• **To do**:
Extract every record, exactly as written, and ignore the pictures.

• **Data excerpts**:
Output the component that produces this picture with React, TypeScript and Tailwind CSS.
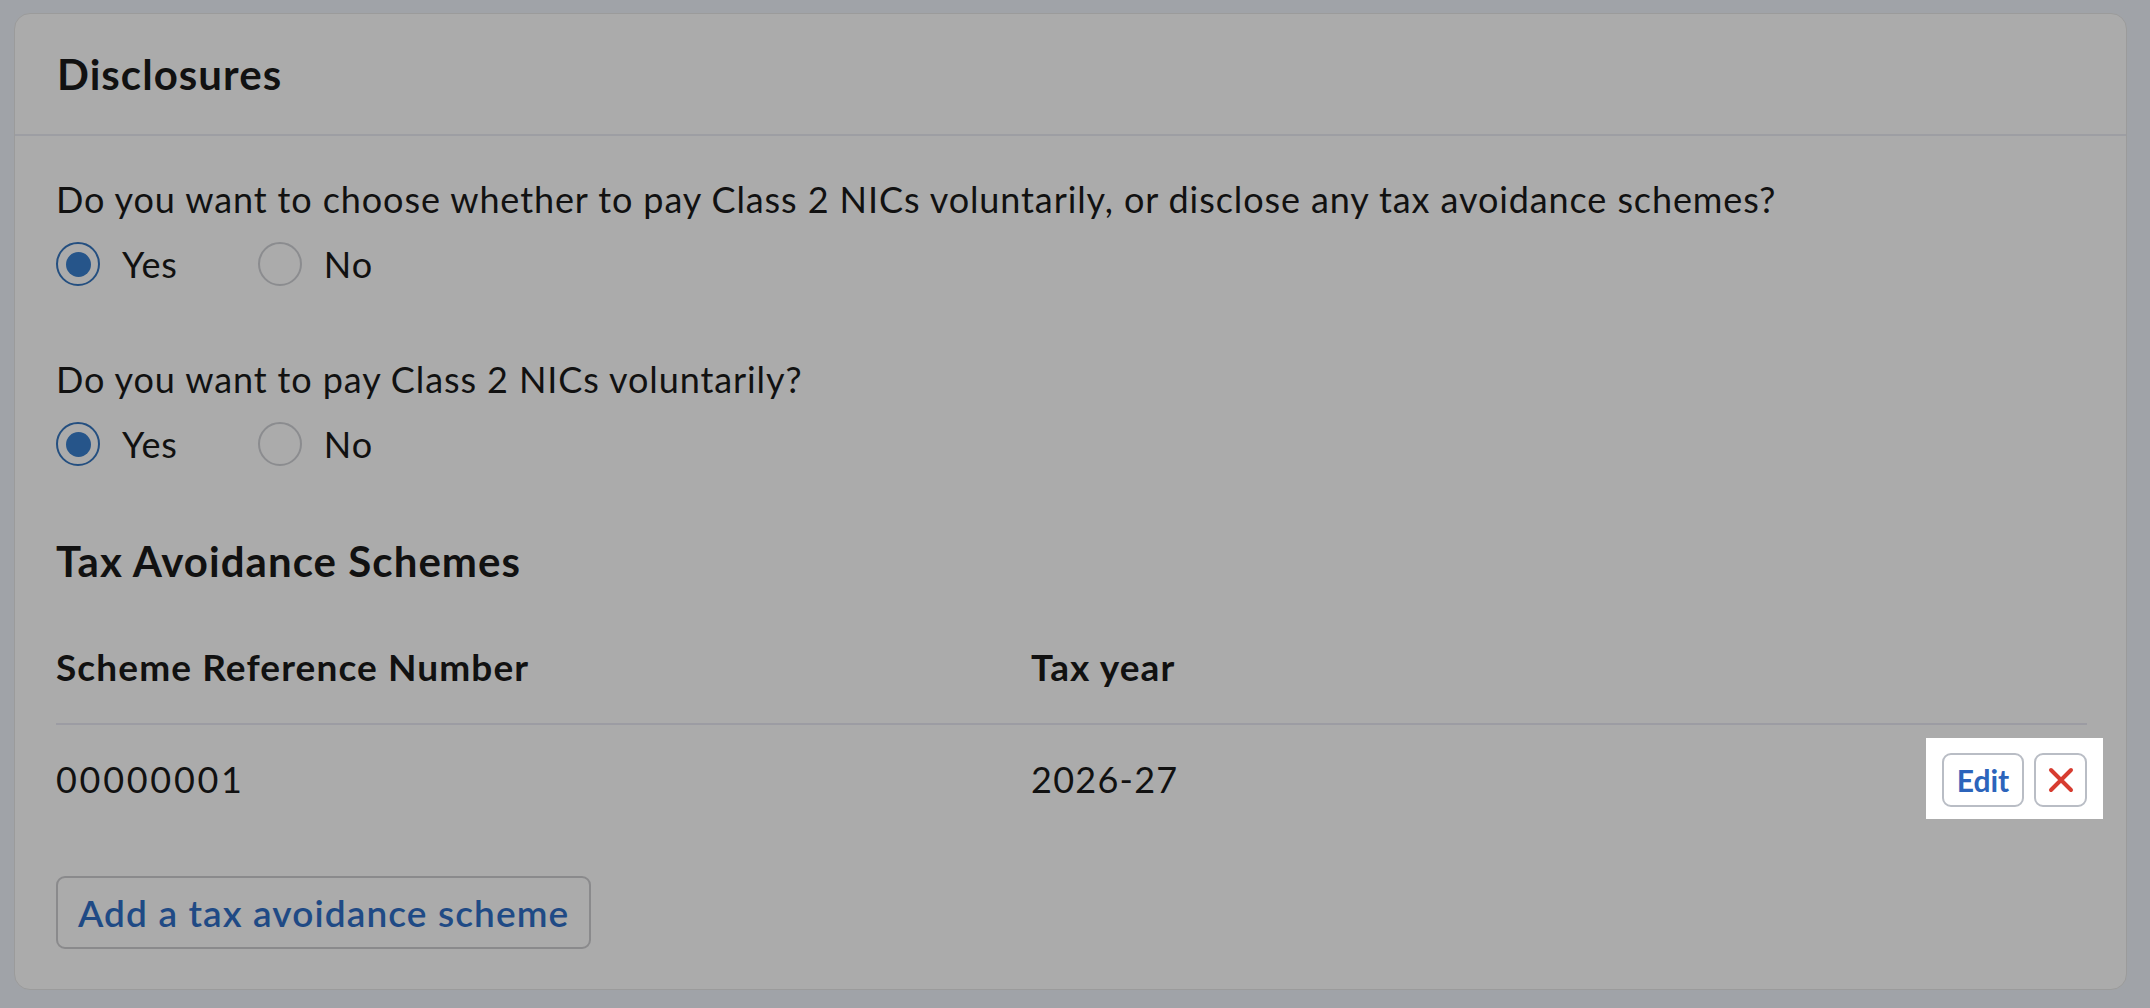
import React from 'react';

const font = { fontFamily: 'Lato, "Noto Sans", sans-serif' };

function Radio({ checked, label }: { checked: boolean; label: string }) {
    return (
        <label className="flex items-center gap-[22px] h-[44px]">
            <span
                className={`w-[44px] h-[44px] rounded-full border-2 flex items-center justify-center shrink-0 ${
                    checked ? 'border-[#244f80]' : 'border-[#8b8c8f]'
                }`}
            >
                {checked && <span className="w-[25px] h-[25px] rounded-full bg-[#26558a]" />}
            </span>
            <span className="text-[36px] leading-[44px] tracking-[0.025em] text-[#111111]">{label}</span>
        </label>
    );
}

function Question({ text, first }: { text: string; first?: boolean }) {
    return (
        <div className={first ? '' : 'mt-[69px]'}>
            <p className="text-[36px] leading-[48px] tracking-[0.025em] text-[#111111]">{text}</p>
            <div className="flex items-center gap-[80px] mt-[19px]">
                <Radio checked label="Yes" />
                <Radio checked={false} label="No" />
            </div>
        </div>
    );
}

export default function App() {
    return (
        <div className="min-h-[1008px] bg-[#a0a3a8] pt-[13px] pl-[14px] pr-[23px]" style={font}>
            <div className="rounded-[16px] border border-[#9b9b9b] bg-[#ababab]">
                <div className="h-[122px] flex items-center px-[42px] border-b-2 border-[#9d9ea3]">
                    <h2 className="text-[42px] leading-[52px] font-bold tracking-[0.025em] text-[#111111]">
                        Disclosures
                    </h2>
                </div>
                <div className="pl-[41px] pr-[39px] pt-[39px] pb-[40px]">
                    <Question
                        first
                        text="Do you want to choose whether to pay Class 2 NICs voluntarily, or disclose any tax avoidance schemes?"
                    />
                    <Question text="Do you want to pay Class 2 NICs voluntarily?" />

                    <h3 className="mt-[69px] text-[42px] leading-[52px] font-bold tracking-[0.025em] text-[#111111]">
                        Tax Avoidance Schemes
                    </h3>

                    <div className="mt-[56px]">
                        <div className="flex pb-[32px] border-b-2 border-[#9c9ca3] text-[37px] leading-[48px] font-bold tracking-[0.03em] text-[#111111]">
                            <div className="w-[975px]">Scheme Reference Number</div>
                            <div>Tax year</div>
                        </div>
                        <div className="flex items-center pt-[13px] text-[36px] leading-[48px] text-[#111111]">
                            <div className="w-[975px] tracking-[0.075em]">00000001</div>
                            <div className="flex-1 tracking-[0.035em]">2026-27</div>
                            <div className="-mr-[16px] bg-white pl-[16px] pr-[16px] pt-[15px] pb-[12px] flex gap-[10px]">
                                <button
                                    type="button"
                                    className="h-[54px] w-[82px] rounded-[9px] border-2 border-[#b9bdc5] bg-white text-[30px] leading-none font-bold text-[#2c64bb]"
                                >
                                    Edit
                                </button>
                                <button
                                    type="button"
                                    aria-label="Delete"
                                    className="h-[54px] w-[53px] rounded-[9px] border-2 border-[#b9bdc5] bg-white flex items-center justify-center"
                                >
                                    <svg viewBox="0 0 26 26" className="w-[26px] h-[26px]" fill="none">
                                        <path
                                            d="M3 3l20 20M23 3L3 23"
                                            stroke="#d73c30"
                                            strokeWidth={4}
                                            strokeLinecap="round"
                                        />
                                    </svg>
                                </button>
                            </div>
                        </div>
                    </div>

                    <button
                        type="button"
                        className="mt-[57px] h-[73px] px-[20px] rounded-[9px] border-2 border-[#8a8a8c] text-[37px] font-semibold tracking-[0.03em] text-[#1f4a85]"
                    >
                        Add a tax avoidance scheme
                    </button>
                </div>
            </div>
        </div>
    );
}
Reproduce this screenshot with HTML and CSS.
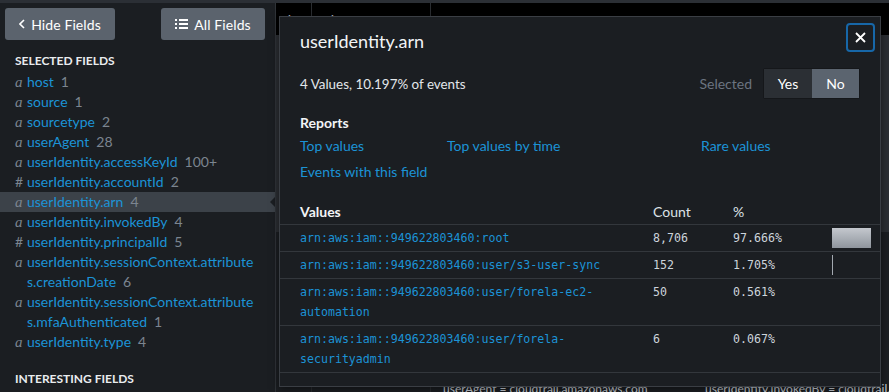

• **Response to this exercise**:
Output the component that produces this picture with React, TypeScript and Tailwind CSS.
import React from 'react';

const font = { fontFamily: 'Lato, "Noto Sans", sans-serif' };

function Radio({ checked, label }: { checked: boolean; label: string }) {
    return (
        <label className="flex items-center gap-[22px] h-[44px]">
            <span
                className={`w-[44px] h-[44px] rounded-full border-2 flex items-center justify-center shrink-0 ${
                    checked ? 'border-[#244f80]' : 'border-[#8b8c8f]'
                }`}
            >
                {checked && <span className="w-[25px] h-[25px] rounded-full bg-[#26558a]" />}
            </span>
            <span className="text-[36px] leading-[44px] tracking-[0.025em] text-[#111111]">{label}</span>
        </label>
    );
}

function Question({ text, first }: { text: string; first?: boolean }) {
    return (
        <div className={first ? '' : 'mt-[69px]'}>
            <p className="text-[36px] leading-[48px] tracking-[0.025em] text-[#111111]">{text}</p>
            <div className="flex items-center gap-[80px] mt-[19px]">
                <Radio checked label="Yes" />
                <Radio checked={false} label="No" />
            </div>
        </div>
    );
}

export default function App() {
    return (
        <div className="min-h-[1008px] bg-[#a0a3a8] pt-[13px] pl-[14px] pr-[23px]" style={font}>
            <div className="rounded-[16px] border border-[#9b9b9b] bg-[#ababab]">
                <div className="h-[122px] flex items-center px-[42px] border-b-2 border-[#9d9ea3]">
                    <h2 className="text-[42px] leading-[52px] font-bold tracking-[0.025em] text-[#111111]">
                        Disclosures
                    </h2>
                </div>
                <div className="pl-[41px] pr-[39px] pt-[39px] pb-[40px]">
                    <Question
                        first
                        text="Do you want to choose whether to pay Class 2 NICs voluntarily, or disclose any tax avoidance schemes?"
                    />
                    <Question text="Do you want to pay Class 2 NICs voluntarily?" />

                    <h3 className="mt-[69px] text-[42px] leading-[52px] font-bold tracking-[0.025em] text-[#111111]">
                        Tax Avoidance Schemes
                    </h3>

                    <div className="mt-[56px]">
                        <div className="flex pb-[32px] border-b-2 border-[#9c9ca3] text-[37px] leading-[48px] font-bold tracking-[0.03em] text-[#111111]">
                            <div className="w-[975px]">Scheme Reference Number</div>
                            <div>Tax year</div>
                        </div>
                        <div className="flex items-center pt-[13px] text-[36px] leading-[48px] text-[#111111]">
                            <div className="w-[975px] tracking-[0.075em]">00000001</div>
                            <div className="flex-1 tracking-[0.035em]">2026-27</div>
                            <div className="-mr-[16px] bg-white pl-[16px] pr-[16px] pt-[15px] pb-[12px] flex gap-[10px]">
                                <button
                                    type="button"
                                    className="h-[54px] w-[82px] rounded-[9px] border-2 border-[#b9bdc5] bg-white text-[30px] leading-none font-bold text-[#2c64bb]"
                                >
                                    Edit
                                </button>
                                <button
                                    type="button"
                                    aria-label="Delete"
                                    className="h-[54px] w-[53px] rounded-[9px] border-2 border-[#b9bdc5] bg-white flex items-center justify-center"
                                >
                                    <svg viewBox="0 0 26 26" className="w-[26px] h-[26px]" fill="none">
                                        <path
                                            d="M3 3l20 20M23 3L3 23"
                                            stroke="#d73c30"
                                            strokeWidth={4}
                                            strokeLinecap="round"
                                        />
                                    </svg>
                                </button>
                            </div>
                        </div>
                    </div>

                    <button
                        type="button"
                        className="mt-[57px] h-[73px] px-[20px] rounded-[9px] border-2 border-[#8a8a8c] text-[37px] font-semibold tracking-[0.03em] text-[#1f4a85]"
                    >
                        Add a tax avoidance scheme
                    </button>
                </div>
            </div>
        </div>
    );
}
Reproduce this screenshot with HTML and CSS.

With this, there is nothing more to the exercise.